In another example, a guide rail is configured to guide the ramp platform assembly between the stowed position and the deployed position, wherein at least a portion of the guide rail is disposed above a ramp platform of the ramp platform assembly. In another example, the guide rail is disposed below a ramp cover. In another example, the ramp platform assembly comprises a first edge guard approximate a first lateral extremity of the ramp platform and a second edge guard approximate a second lateral extremity of the ramp platform. Further, the guide rail is disposed between the first edge guard and the second edge guard. In another example, at least a portion of the guide rail is disposed below a top edge of the first edge guard and a top edge of the second edge guard.

In another example, the guide rail is fixed to an underside of the ramp cover.

In another example, the guide rail consists essentially of a single centrally disposed rail.
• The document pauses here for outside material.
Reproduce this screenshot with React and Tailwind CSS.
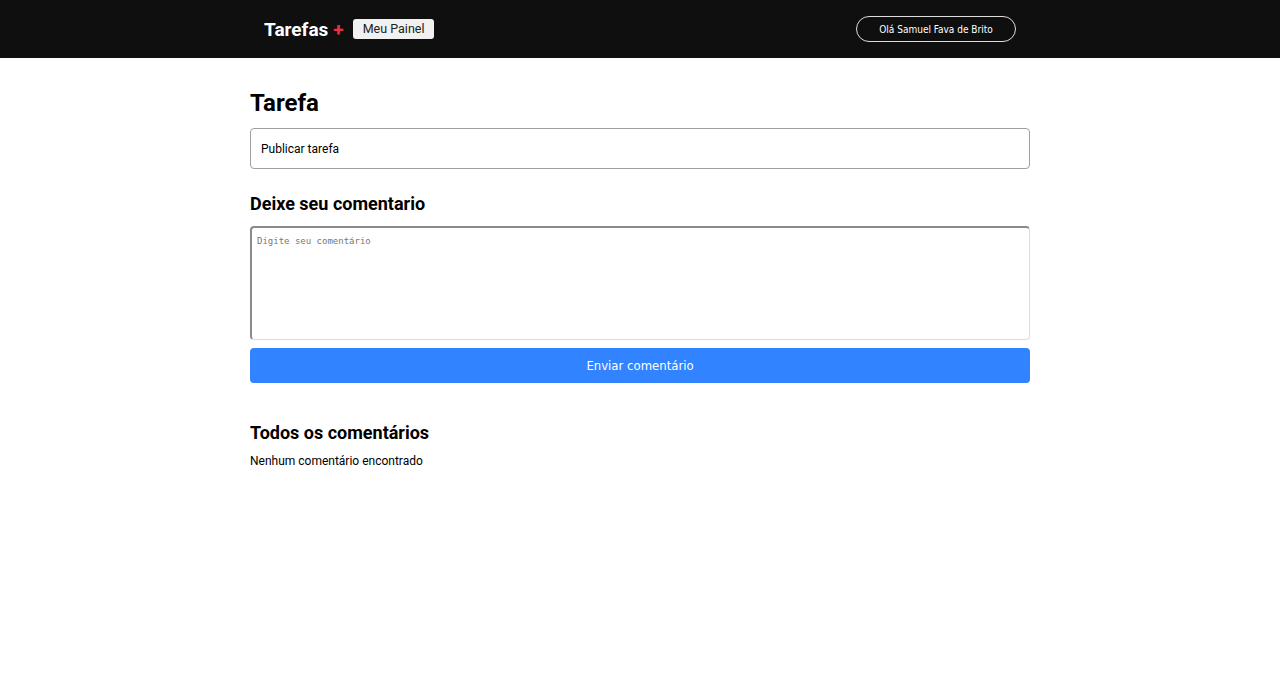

In another embodiment of the present disclosure a ramp platform assembly is hingedly connected to a carriage assembly. The carriage assembly guides the ramp platform assembly between a stowed position where the ramp platform assembly is configured to be generally parallel with a floor of the passenger vehicle and a deployed position where the ramp platform assembly is configured to be at an angle relative to a floor of the passenger vehicle. Further, a transition flap assembly overlies the carriage assembly at least when the ramp platform assembly is in the deployed position, wherein the transition flap assembly engages with the carriage assembly as the ramp platform assembly approaches the deployed position to keep the carriage assembly approximately aligned with the transition flap assembly in a lateral direction.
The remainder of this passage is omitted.